山口 物だけではありません。オフィスの情報管理がうまくいっておらず、業務に必要な情報が従業員間で共有されていないと、担当者の不在時に仕事が滞りますし、それがもとでトラブルに発展する恐れもあります。仮に、それが原因で取引が破断した場合、大きな損失を被ることになります。

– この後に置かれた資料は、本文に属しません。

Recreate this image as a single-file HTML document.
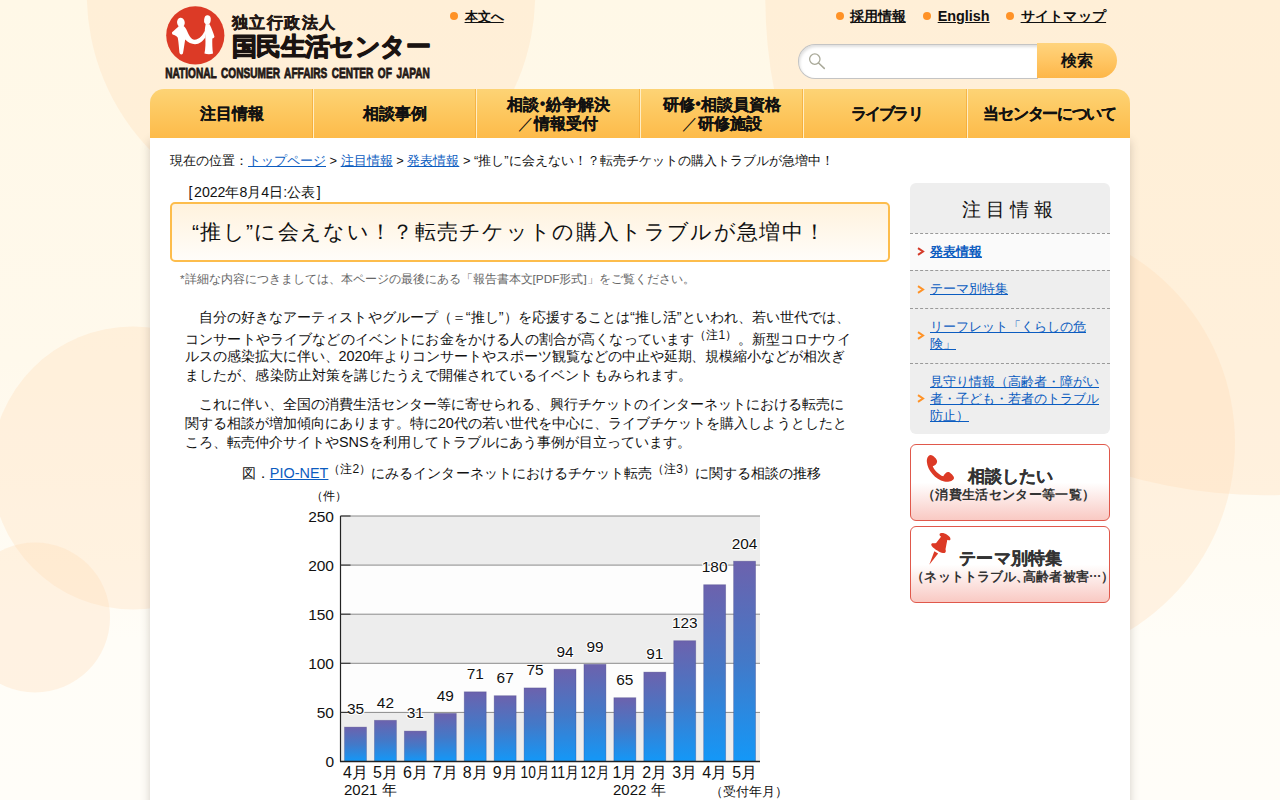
<!DOCTYPE html>
<html lang="ja">
<head>
<meta charset="utf-8">
<title>“推し”に会えない！？転売チケットの購入トラブルが急増中！</title>
<style>
*{box-sizing:border-box;}
html,body{margin:0;padding:0;}
body{width:1280px;height:800px;overflow:hidden;position:relative;background:#fff8e7;font-family:"Liberation Sans",sans-serif;color:#111;font-size:15px;}
a{color:#0b5cc0;text-decoration:underline;}
.bg{position:absolute;left:0;top:0;width:1280px;height:800px;z-index:0;}
#wrap{position:absolute;left:150px;top:0;width:980px;height:800px;z-index:1;}
#page{position:absolute;left:0;top:138px;width:980px;height:680px;background:#fff;box-shadow:0 3px 9px rgba(70,60,50,.24);}
/* header */
#logo{position:absolute;left:15px;top:5px;width:268px;height:76px;}
.hl{position:absolute;line-height:17px;font-weight:bold;font-size:14.4px;color:#111;white-space:nowrap;}
.hl a{color:#111;}
.bul{position:absolute;width:8px;height:8px;border-radius:50%;background:#ff9226;}
#search{position:absolute;left:648px;top:44px;width:319px;height:34px;}
#search .inp{position:absolute;left:0;top:0;width:240px;height:34.5px;border:1px solid #c4c4c4;border-right:none;border-radius:17px 0 0 17px;background:#fff;box-shadow:inset 1px 2px 3px rgba(0,0,0,.13);}
#search .btn{position:absolute;left:239px;top:-1.2px;width:79.8px;height:35.3px;border-radius:0 17.5px 17.5px 0;background:linear-gradient(#ffd47e,#ffc664 50%,#fdb648);font-weight:bold;font-size:15.6px;text-align:center;line-height:35px;color:#111;}
/* nav */
#nav{position:absolute;left:0;top:89px;width:980px;height:49px;border-radius:14px 14px 0 0;background:linear-gradient(#fdd375 0%,#fdc75e 50%,#fdbb4a 100%);display:flex;overflow:hidden;}
#nav div{flex:0 0 auto;height:49px;border-right:1px solid #ffedc4;box-shadow:inset -2px 0 0 -1px rgba(240,160,40,.55);font-weight:bold;font-size:16px;color:#111;display:flex;align-items:center;justify-content:center;text-align:center;line-height:19px;}
#nav div:last-child{border-right:none;box-shadow:none;}
#nav div{-webkit-text-stroke:0.2px #111;}
#nav span{display:inline-block;}
#nav i{font-style:normal;}
#nav i.d{margin:0 0.6px;font-size:16px;position:relative;top:-0.5px;-webkit-text-stroke:0;}
#nav i.sl{font-weight:normal;-webkit-text-stroke:0;}
/* breadcrumb */
#crumb{position:absolute;left:20px;top:152px;font-size:12.87px;white-space:nowrap;line-height:17px;}
/* main */
#main{position:absolute;left:20px;top:183px;width:720px;}
#date{position:absolute;left:18.5px;top:1px;font-size:14.15px;line-height:17px;white-space:nowrap;}
#title{position:absolute;left:0;top:19px;width:720px;height:60px;border:2px solid #fdbd4c;border-radius:5px;background:linear-gradient(#fff2dd,#fffdf9);}
#title h1{margin:0;position:absolute;left:20px;top:15px;font-size:21px;font-weight:normal;letter-spacing:1.32px;line-height:26px;white-space:nowrap;color:#111;}
#note{position:absolute;left:10px;top:89px;font-size:11.8px;color:#666;white-space:nowrap;line-height:14px;}
.p{position:absolute;left:15px;width:700px;font-size:15px;line-height:19px;color:#111;}
.p span.l{display:block;white-space:nowrap;}
.ln{position:absolute;left:15px;font-size:14.4px;line-height:19px;white-space:nowrap;color:#111;}
.cap{position:absolute;left:0;width:720px;text-align:center;font-size:14.4px;line-height:19px;white-space:nowrap;color:#111;}
sup{font-size:12px;line-height:0;vertical-align:5px;}
#chartbox{position:absolute;left:135px;top:305px;width:480px;height:320px;}
#chart{display:block;}
/* sidebar */
#side{position:absolute;left:760px;top:183px;width:200px;}
#snav{position:absolute;left:0;top:0;width:200px;height:251px;background:#eee;border-radius:6px;overflow:hidden;}
#snav h2{margin:0;height:50px;line-height:53px;text-align:center;font-size:19px;font-weight:normal;letter-spacing:5px;color:#111;white-space:nowrap;}
#snav .it{position:relative;border-top:1px dashed #999;font-size:12.85px;line-height:17px;padding:0 0 2px 20px;display:flex;align-items:center;white-space:nowrap;}
#snav .ar{position:absolute;left:7px;top:50%;margin-top:-5px;}
#snav .it.cur{background:#fafafa;font-weight:bold;}
.sbtn{position:absolute;left:0;width:200px;height:76.5px;border:1px solid #e0584b;border-radius:6px;background:linear-gradient(#fff 0%,#fff 50%,#f9c9c3 100%);overflow:hidden;}
.sbtn .t1{position:absolute;white-space:nowrap;font-weight:bold;font-size:17px;color:#333;line-height:20px;-webkit-text-stroke:0.25px #333;}
.sbtn .pl{margin-left:-6.5px;}
.sbtn .pr{margin-right:-6.5px;}
.sbtn .t2{position:absolute;white-space:nowrap;font-weight:bold;font-size:13px;color:#333;line-height:16px;}
</style>
</head>
<body>
<svg class="bg" viewBox="0 0 1280 800">
  <defs><linearGradient id="bgg" x1="0" y1="0" x2="0" y2="1"><stop offset="0" stop-color="#fff8e7"/><stop offset="0.45" stop-color="#fff9ec"/><stop offset="0.8" stop-color="#fffdf7"/><stop offset="1" stop-color="#fffdf8"/></linearGradient></defs>
  <rect width="1280" height="800" fill="url(#bgg)"/>
  <g fill="#ffdcb4" fill-opacity="0.30">
    <circle cx="311" cy="-6" r="224.2"/>
    <circle cx="1264" cy="-3.5" r="498.7"/>
    <circle cx="1015" cy="442.5" r="220"/>
    <circle cx="133" cy="468" r="141.5"/>
    <circle cx="35" cy="617.5" r="75"/>
  </g>
</svg>
<div id="wrap">
  <div id="page"></div>
  <svg id="logo" viewBox="0 0 268 76">
    <circle cx="30.3" cy="30.4" r="29.1" fill="#dc3a26"/>
    <g transform="translate(-5,-5) scale(0.0875)" fill="#fff">
      <ellipse cx="239" cy="258" rx="44" ry="55" transform="rotate(-8 239 258)"/>
      <path d="M212 300 C200 315 170 340 138 368 C134 380 140 392 152 398 C175 405 195 415 203 432 C212 480 218 560 222 600 C226 625 250 628 262 610 C272 560 280 500 288 452 C320 485 360 505 400 505 C450 503 490 470 518 428 L512 352 C490 400 450 452 395 455 C350 452 330 400 300 335 C292 315 278 300 268 296 Z"/>
      <ellipse cx="542" cy="228" rx="38" ry="53" transform="rotate(6 542 228)"/>
      <path d="M522 275 C518 300 512 330 512 352 L518 428 C522 480 520 560 508 612 C540 622 580 622 606 612 C598 560 596 490 598 440 C612 436 622 428 622 416 C612 380 590 320 566 276 Z"/>
    </g>
    <text x="67" y="23" font-family="Liberation Sans, sans-serif" font-weight="bold" font-size="16" textLength="103" fill="#231815" stroke="#231815" stroke-width="0.45">独立行政法人</text>
    <text x="67" y="50" font-family="Liberation Sans, sans-serif" font-weight="bold" font-size="24.5" textLength="198.5" fill="#1a1311" stroke="#1a1311" stroke-width="1.25" stroke-linejoin="round">国民生活センター</text>
    <text x="0.3" y="73" font-family="Liberation Sans, sans-serif" font-weight="bold" font-size="14.4" word-spacing="2.5" textLength="264.6" lengthAdjust="spacingAndGlyphs" fill="#231815" stroke="#231815" stroke-width="0.8">NATIONAL CONSUMER AFFAIRS CENTER OF JAPAN</text>
  </svg>
  <div class="hl" style="left:314.6px;top:8px;font-size:13.1px;"><a>本文へ</a></div>
  <div class="hl" style="left:700.3px;top:8px;letter-spacing:-0.15px"><a>採用情報</a></div>
  <div class="hl" style="left:787.7px;top:8px;"><a>English</a></div>
  <div class="hl" style="left:870.6px;top:8px;letter-spacing:0.25px"><a>サイトマップ</a></div>
  <div class="bul" style="left:300px;top:12.1px"></div><div class="bul" style="left:686px;top:11.7px"></div><div class="bul" style="left:773.1px;top:11.7px"></div><div class="bul" style="left:856.2px;top:11.7px"></div>
  <div id="search"><div class="inp"></div><div class="btn">検索</div><svg style="position:absolute;left:8px;top:6px" width="22" height="22" viewBox="0 0 22 22"><circle cx="8.8" cy="9.1" r="5.2" fill="none" stroke="#a9a999" stroke-width="1.3"/><path d="M12.6 13 L18.3 18.4" stroke="#a9a999" stroke-width="1.5" stroke-linecap="round"/></svg></div>
  <div id="nav">
    <div style="width:164px">注目情報</div>
    <div style="width:163px">相談事例</div>
    <div style="width:164px"><span>相談<i class="d">•</i>紛争解決<br><i class="sl">／</i>情報受付</span></div>
    <div style="width:163px"><span>研修<i class="d">•</i>相談員資格<br><i class="sl">／</i>研修施設</span></div>
    <div style="width:164px"><span style="letter-spacing:-1.9px;margin-right:-1.9px">ライブラリ</span></div>
    <div style="width:162px"><span style="letter-spacing:-1.3px;margin-right:-1.3px">当センターについて</span></div>
  </div>
  <div id="crumb">現在の位置：<a>トップページ</a> &gt; <a>注目情報</a> &gt; <a>発表情報</a> &gt; “推し”に会えない！？転売チケットの購入トラブルが急増中！</div>
  <div id="main">
    <div id="date">[<span style="margin:0 1.6px">2022年8月4日:公表</span>]</div>
    <div id="title"><h1>“推し”に会えない！？転売チケットの購入トラブルが急増中！</h1></div>
    <div id="note">*詳細な内容につきましては、本ページの最後にある「報告書本文[PDF形式]」をご覧ください。</div>
    <div class="ln" style="top:125px;letter-spacing:0.04px">　自分の好きなアーティストやグループ（＝“推し”）を応援することは“推し活”といわれ、若い世代では、</div>
    <div class="ln" style="top:146.5px;letter-spacing:0.147px">コンサートやライブなどのイベントにお金をかける人の割合が高くなっています<sup>（注1）</sup>。新型コロナウイ</div>
    <div class="ln" style="top:164px;letter-spacing:-0.04px">ルスの感染拡大に伴い、2020年よりコンサートやスポーツ観覧などの中止や延期、規模縮小などが相次ぎ</div>
    <div class="ln" style="top:183px;letter-spacing:0.089px">ましたが、感染防止対策を講じたうえで開催されているイベントもみられます。</div>
    <div class="ln" style="top:212px;letter-spacing:0.02px">　これに伴い、全国の消費生活センター等に寄せられる、興行チケットのインターネットにおける転売に</div>
    <div class="ln" style="top:231px;letter-spacing:0.035px">関する相談が増加傾向にあります。特に20代の若い世代を中心に、ライブチケットを購入しようとしたと</div>
    <div class="ln" style="top:250px">ころ、転売仲介サイトやSNSを利用してトラブルにあう事例が目立っています。</div>
    <div class="cap" style="top:281px;left:1.5px;letter-spacing:0.04px">図．<a>PIO-NET</a><sup>（注2）</sup>にみるインターネットにおけるチケット転売<sup>（注3）</sup>に関する相談の推移</div>
    <div id="chartbox"><svg id="chart" viewBox="0 0 480 320" width="480" height="320" font-family="Liberation Sans, sans-serif">
<defs><linearGradient id="bg1" x1="0" y1="0" x2="0" y2="1"><stop offset="0" stop-color="#6c62ad"/><stop offset="0.5" stop-color="#4379c8"/><stop offset="1" stop-color="#1398f8"/></linearGradient></defs>
<rect x="35.5" y="28.0" width="419.5" height="49.1" fill="#ededed"/>
<rect x="35.5" y="77.1" width="419.5" height="49.1" fill="#fdfdfd"/>
<rect x="35.5" y="126.2" width="419.5" height="49.1" fill="#ededed"/>
<rect x="35.5" y="175.3" width="419.5" height="49.1" fill="#fdfdfd"/>
<rect x="35.5" y="224.4" width="419.5" height="49.1" fill="#ededed"/>
<line x1="35.5" y1="224.4" x2="455.0" y2="224.4" stroke="#8a8a8a" stroke-width="1"/>
<line x1="35.5" y1="175.3" x2="455.0" y2="175.3" stroke="#8a8a8a" stroke-width="1"/>
<line x1="35.5" y1="126.2" x2="455.0" y2="126.2" stroke="#8a8a8a" stroke-width="1"/>
<line x1="35.5" y1="77.1" x2="455.0" y2="77.1" stroke="#8a8a8a" stroke-width="1"/>
<line x1="35.5" y1="28.0" x2="455.0" y2="28.0" stroke="#8a8a8a" stroke-width="1"/>
<rect x="39.50" y="239.1" width="22" height="34.4" fill="url(#bg1)" stroke="#3a3a7a" stroke-opacity="0.35" stroke-width="0.8"/>
<text x="50.50" y="226.4" font-size="15.4" stroke="#fff" stroke-width="2.2" paint-order="stroke" stroke-linejoin="round" text-anchor="middle" fill="#111">35</text>
<text x="50.50" y="290.0" font-size="16" text-anchor="middle" fill="#111">4月</text>
<rect x="69.43" y="232.3" width="22" height="41.2" fill="url(#bg1)" stroke="#3a3a7a" stroke-opacity="0.35" stroke-width="0.8"/>
<text x="80.43" y="219.6" font-size="15.4" stroke="#fff" stroke-width="2.2" paint-order="stroke" stroke-linejoin="round" text-anchor="middle" fill="#111">42</text>
<text x="80.43" y="290.0" font-size="16" text-anchor="middle" fill="#111">5月</text>
<rect x="99.36" y="243.1" width="22" height="30.4" fill="url(#bg1)" stroke="#3a3a7a" stroke-opacity="0.35" stroke-width="0.8"/>
<text x="110.36" y="230.4" font-size="15.4" stroke="#fff" stroke-width="2.2" paint-order="stroke" stroke-linejoin="round" text-anchor="middle" fill="#111">31</text>
<text x="110.36" y="290.0" font-size="16" text-anchor="middle" fill="#111">6月</text>
<rect x="129.29" y="225.4" width="22" height="48.1" fill="url(#bg1)" stroke="#3a3a7a" stroke-opacity="0.35" stroke-width="0.8"/>
<text x="140.29" y="212.7" font-size="15.4" stroke="#fff" stroke-width="2.2" paint-order="stroke" stroke-linejoin="round" text-anchor="middle" fill="#111">49</text>
<text x="140.29" y="290.0" font-size="16" text-anchor="middle" fill="#111">7月</text>
<rect x="159.22" y="203.8" width="22" height="69.7" fill="url(#bg1)" stroke="#3a3a7a" stroke-opacity="0.35" stroke-width="0.8"/>
<text x="170.22" y="191.1" font-size="15.4" stroke="#fff" stroke-width="2.2" paint-order="stroke" stroke-linejoin="round" text-anchor="middle" fill="#111">71</text>
<text x="170.22" y="290.0" font-size="16" text-anchor="middle" fill="#111">8月</text>
<rect x="189.15" y="207.7" width="22" height="65.8" fill="url(#bg1)" stroke="#3a3a7a" stroke-opacity="0.35" stroke-width="0.8"/>
<text x="200.15" y="195.0" font-size="15.4" stroke="#fff" stroke-width="2.2" paint-order="stroke" stroke-linejoin="round" text-anchor="middle" fill="#111">67</text>
<text x="200.15" y="290.0" font-size="16" text-anchor="middle" fill="#111">9月</text>
<rect x="219.08" y="199.9" width="22" height="73.7" fill="url(#bg1)" stroke="#3a3a7a" stroke-opacity="0.35" stroke-width="0.8"/>
<text x="230.08" y="187.2" font-size="15.4" stroke="#fff" stroke-width="2.2" paint-order="stroke" stroke-linejoin="round" text-anchor="middle" fill="#111">75</text>
<text x="230.08" y="290.0" font-size="16" text-anchor="middle" textLength="29" lengthAdjust="spacingAndGlyphs" fill="#111">10月</text>
<rect x="249.01" y="181.2" width="22" height="92.3" fill="url(#bg1)" stroke="#3a3a7a" stroke-opacity="0.35" stroke-width="0.8"/>
<text x="260.01" y="168.5" font-size="15.4" stroke="#fff" stroke-width="2.2" paint-order="stroke" stroke-linejoin="round" text-anchor="middle" fill="#111">94</text>
<text x="260.01" y="290.0" font-size="16" text-anchor="middle" textLength="29" lengthAdjust="spacingAndGlyphs" fill="#111">11月</text>
<rect x="278.94" y="176.3" width="22" height="97.2" fill="url(#bg1)" stroke="#3a3a7a" stroke-opacity="0.35" stroke-width="0.8"/>
<text x="289.94" y="163.6" font-size="15.4" stroke="#fff" stroke-width="2.2" paint-order="stroke" stroke-linejoin="round" text-anchor="middle" fill="#111">99</text>
<text x="289.94" y="290.0" font-size="16" text-anchor="middle" textLength="29" lengthAdjust="spacingAndGlyphs" fill="#111">12月</text>
<rect x="308.87" y="209.7" width="22" height="63.8" fill="url(#bg1)" stroke="#3a3a7a" stroke-opacity="0.35" stroke-width="0.8"/>
<text x="319.87" y="197.0" font-size="15.4" stroke="#fff" stroke-width="2.2" paint-order="stroke" stroke-linejoin="round" text-anchor="middle" fill="#111">65</text>
<text x="319.87" y="290.0" font-size="16" text-anchor="middle" fill="#111">1月</text>
<rect x="338.80" y="184.1" width="22" height="89.4" fill="url(#bg1)" stroke="#3a3a7a" stroke-opacity="0.35" stroke-width="0.8"/>
<text x="349.80" y="171.4" font-size="15.4" stroke="#fff" stroke-width="2.2" paint-order="stroke" stroke-linejoin="round" text-anchor="middle" fill="#111">91</text>
<text x="349.80" y="290.0" font-size="16" text-anchor="middle" fill="#111">2月</text>
<rect x="368.73" y="152.7" width="22" height="120.8" fill="url(#bg1)" stroke="#3a3a7a" stroke-opacity="0.35" stroke-width="0.8"/>
<text x="379.73" y="140.0" font-size="15.4" stroke="#fff" stroke-width="2.2" paint-order="stroke" stroke-linejoin="round" text-anchor="middle" fill="#111">123</text>
<text x="379.73" y="290.0" font-size="16" text-anchor="middle" fill="#111">3月</text>
<rect x="398.66" y="96.7" width="22" height="176.8" fill="url(#bg1)" stroke="#3a3a7a" stroke-opacity="0.35" stroke-width="0.8"/>
<text x="409.66" y="84.0" font-size="15.4" stroke="#fff" stroke-width="2.2" paint-order="stroke" stroke-linejoin="round" text-anchor="middle" fill="#111">180</text>
<text x="409.66" y="290.0" font-size="16" text-anchor="middle" fill="#111">4月</text>
<rect x="428.59" y="73.2" width="22" height="200.3" fill="url(#bg1)" stroke="#3a3a7a" stroke-opacity="0.35" stroke-width="0.8"/>
<text x="439.59" y="60.5" font-size="15.4" stroke="#fff" stroke-width="2.2" paint-order="stroke" stroke-linejoin="round" text-anchor="middle" fill="#111">204</text>
<text x="439.59" y="290.0" font-size="16" text-anchor="middle" fill="#111">5月</text>
<line x1="35.5" y1="28.0" x2="35.5" y2="273.5" stroke="#222" stroke-width="1.2"/>
<line x1="35.0" y1="273.5" x2="455.0" y2="273.5" stroke="#222" stroke-width="1.4"/>
<line x1="35.5" y1="224.4" x2="45.5" y2="224.4" stroke="#333" stroke-width="1.1"/><line x1="35.5" y1="175.3" x2="45.5" y2="175.3" stroke="#333" stroke-width="1.1"/><line x1="35.5" y1="126.2" x2="45.5" y2="126.2" stroke="#333" stroke-width="1.1"/><line x1="35.5" y1="77.1" x2="45.5" y2="77.1" stroke="#333" stroke-width="1.1"/><line x1="35.5" y1="28.0" x2="45.5" y2="28.0" stroke="#333" stroke-width="1.1"/><text x="29.0" y="279.0" font-size="15.5" text-anchor="end" fill="#111">0</text>
<text x="29.0" y="229.9" font-size="15.5" text-anchor="end" fill="#111">50</text>
<text x="29.0" y="180.8" font-size="15.5" text-anchor="end" fill="#111">100</text>
<text x="29.0" y="131.7" font-size="15.5" text-anchor="end" fill="#111">150</text>
<text x="29.0" y="82.6" font-size="15.5" text-anchor="end" fill="#111">200</text>
<text x="29.0" y="33.5" font-size="15.5" text-anchor="end" fill="#111">250</text>
<text x="5.5" y="12.0" font-size="12.3" fill="#111">（件）</text>
<text x="39.0" y="307.0" font-size="15" fill="#111">2021 年</text>
<text x="308.0" y="307.0" font-size="15" fill="#111">2022 年</text>
<text x="405.0" y="308.0" font-size="12.6" fill="#111">（受付年月）</text>
</svg></div>
  </div>
  <div id="side">
    <div id="snav">
      <h2>注目情報</h2>
      <div class="it cur" style="height:37px"><svg class="ar" width="8" height="9" viewBox="0 0 8 9"><path d="M1 1.2 L6 4.5 L1 7.8" fill="none" stroke="#d43a28" stroke-width="2" stroke-linejoin="miter"/></svg><a>発表情報</a></div>
      <div class="it" style="height:38px"><svg class="ar" width="8" height="9" viewBox="0 0 8 9"><path d="M1 1.2 L6 4.5 L1 7.8" fill="none" stroke="#ff9226" stroke-width="2" stroke-linejoin="miter"/></svg><a>テーマ別特集</a></div>
      <div class="it" style="height:55px"><svg class="ar" width="8" height="9" viewBox="0 0 8 9"><path d="M1 1.2 L6 4.5 L1 7.8" fill="none" stroke="#ff9226" stroke-width="2" stroke-linejoin="miter"/></svg><a>リーフレット「くらしの危<br>険」</a></div>
      <div class="it" style="height:71px"><svg class="ar" width="8" height="9" viewBox="0 0 8 9"><path d="M1 1.2 L6 4.5 L1 7.8" fill="none" stroke="#ff9226" stroke-width="2" stroke-linejoin="miter"/></svg><a>見守り情報（高齢者・障がい<br>者・子ども・若者のトラブル<br>防止）</a></div>
    </div>
    <div class="sbtn" style="top:261px">
      <svg style="position:absolute;left:0;top:0" width="60" height="60" viewBox="0 0 60 60"><g transform="translate(7,3) scale(0.0625)" fill="#dc3a26"><path d="M200 113 C160 118 138 170 142 222 C150 352 280 502 420 537 C482 552 562 532 577 480 C577 450 522 393 490 384 C458 378 430 408 404 452 C330 428 252 340 236 290 C272 280 307 250 306 210 C300 178 250 118 200 113 Z"/></g></svg>
      <div class="t1" style="left:56.5px;top:21.5px;font-size:16.6px">相談したい</div>
      <div class="t2" style="left:17.6px;top:42px;font-size:13.2px;letter-spacing:0.33px"><span class="pl">（</span>消費生活センター等一覧<span class="pr">）</span></div>
    </div>
    <div class="sbtn" style="top:343px">
      <svg style="position:absolute;left:0;top:0" width="60" height="60" viewBox="0 0 60 60"><g transform="translate(7,1) scale(0.0625)" fill="#dc3a26"><path d="M345 100 C360 70 420 80 470 110 C510 135 530 170 515 190 C500 205 450 190 410 165 C370 140 335 120 345 100 Z"/><path d="M380 125 L470 185 L440 340 C450 370 445 395 425 400 C380 405 300 360 240 310 C205 280 205 255 225 245 C250 240 270 245 290 240 Z"/><path d="M262 372 L322 408 L180 588 Z"/></g></svg>
      <div class="t1" style="left:48.3px;top:21.5px;font-size:17.1px;letter-spacing:0.15px">テーマ別特集</div>
      <div class="t2" style="left:6.8px;top:42px;font-size:12.6px;letter-spacing:0.1px"><span class="pl">（</span>ネットトラブル<span style="margin-right:-6px">、</span>高齢者被害<span style="position:relative;top:-4.5px">…</span><span class="pr">）</span></div>
    </div>
  </div>
</div>
</body>
</html>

─実際に見てきた中で、最も大きな損失と思われるのはどのようなケースでしょうか。
山口 個人的に、オフィスの乱れは従業員間のトラブルの火種になりやすいと感じます。コミュニケーションエラーやミス、余計な仕事が増えて従業員同士がギクシャクし、会社に不満を抱くようになって結果的に辞めてしまう。すると、新たな人材を採用・教育するために掛かるコストは最も大きく、最もムダだと感じます。逆に言えば、オフィスや店舗を整理・整頓し、使いやすく戻しやすい仕組みをつくることで、時間とお金、従業員の精神的なゆとりや人間関係、生産効率、顧客からの信頼、そして人材定着率の向上が期待できるのです。
ポイントは取り出した物を“定位置”に戻す
─では、「チリツモ節約術」は、具体的にどのようなところから始めると良いですか。
山口 まずは在庫や備品を全て出し、全量の把握と見える化から始めます。大抵、「こんなにたくさんあったのか」と感じるはずです。そこから売れ筋と死に筋、買い方や持ち方の傾向が分かり、ムダの洗い出しができます。最初は、棚一段、引き出し一つ、商品在庫のみというように、小さく始めて段階的に進めていくと混乱を回避しやすくなります。